Now Zoltan Pozsar makes a totally different argument. He says the Fed is losing control of overnight rates because of high T-bill financed deficit spending. If the Trump Administration weren’t creating so much red ink and financing it through T-bills, the Fed wouldn’t have this problem. That’s the Pozsar view. He is saying the deficit spending is too much and bond vigilantes want the interest rate to be much higher. So the Fed is losing control because of the excessive deficits. That’s his argument.

That’s just politics masquerading as economics though. It has no factual basis. Reserve balances and t-bills are near perfect substitutes. Why would we expect t-bills to transact at a vastly different rate than reserve balances? They won’t and they haven’t. Pozsar is just trying to embed his political view into his market analysis. And anyone listening to this is going to lose a lot of money, just as they did in Japan during the days of the widowmaker trade.

We may not like it, but the Fed has control. It dictates overnight rates. Full stop. The Fed controls overnight rates and is raising them right now for a host of institutional reasons. But the Fed can suppress them if necessary, despite the excess reserves in the system.

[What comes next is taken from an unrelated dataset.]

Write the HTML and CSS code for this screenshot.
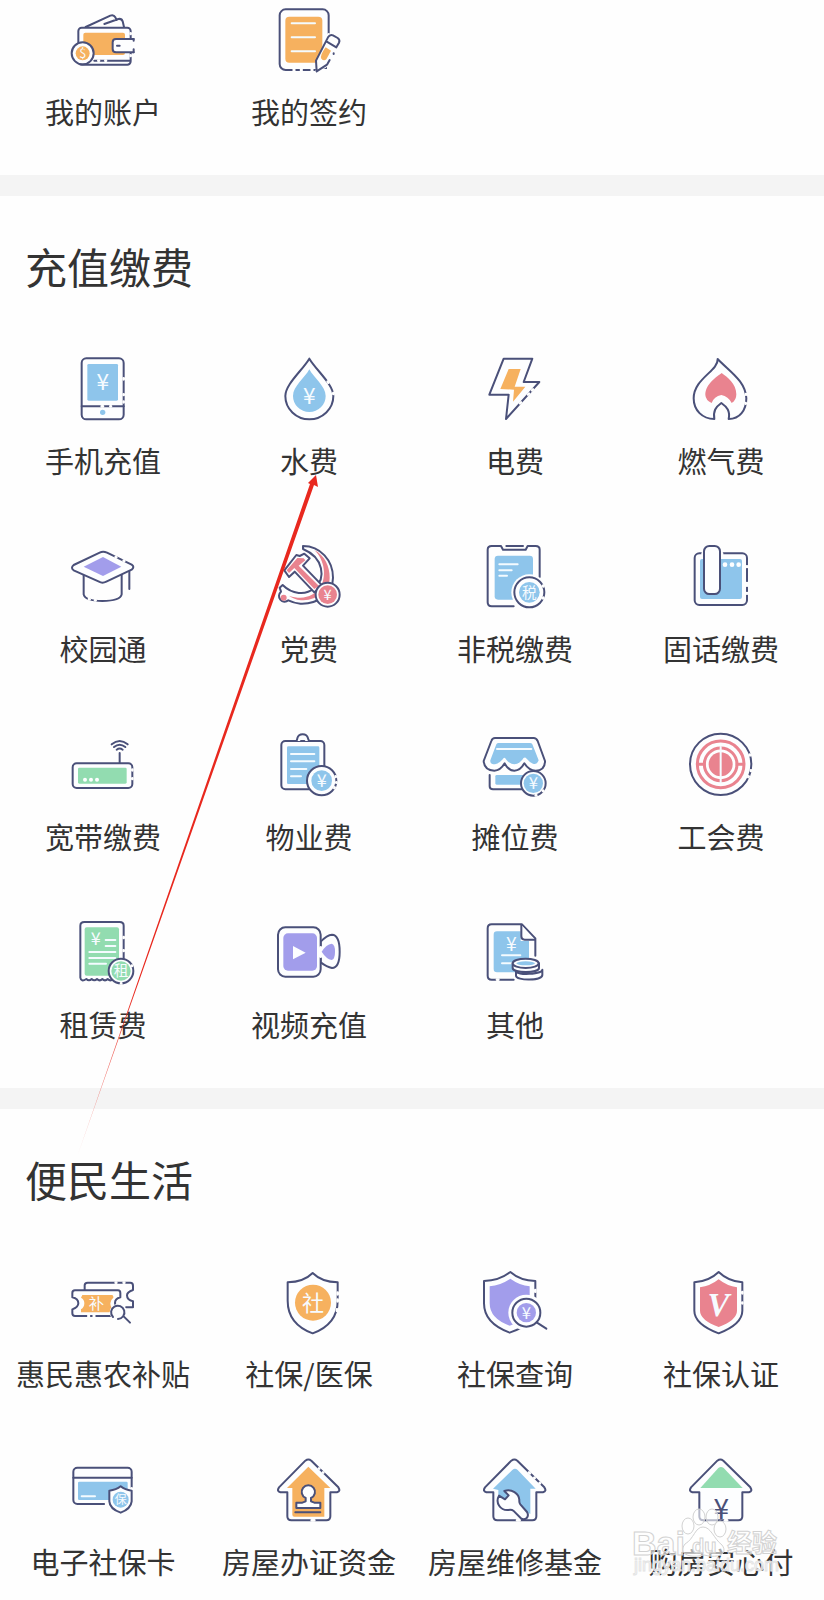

I continue to believe that the bond bear market thesis is flawed. Money managers following it will lose a lot of money. Bond bears cite inflation as one reason for their view. But we will soon see that the Trump deficits will not prove inflationary beyond the end of this cycle. More importantly, the bond vigilantes have no control over overnight rates, despite what Poszar is alleging. When bad economic and financial news hits, there will always be a flight to quality. And long-term yields will sink. We saw that with Italy. And we will see that much more virulently when the next recession comes. That’s when the bond bears will lose a lot of money.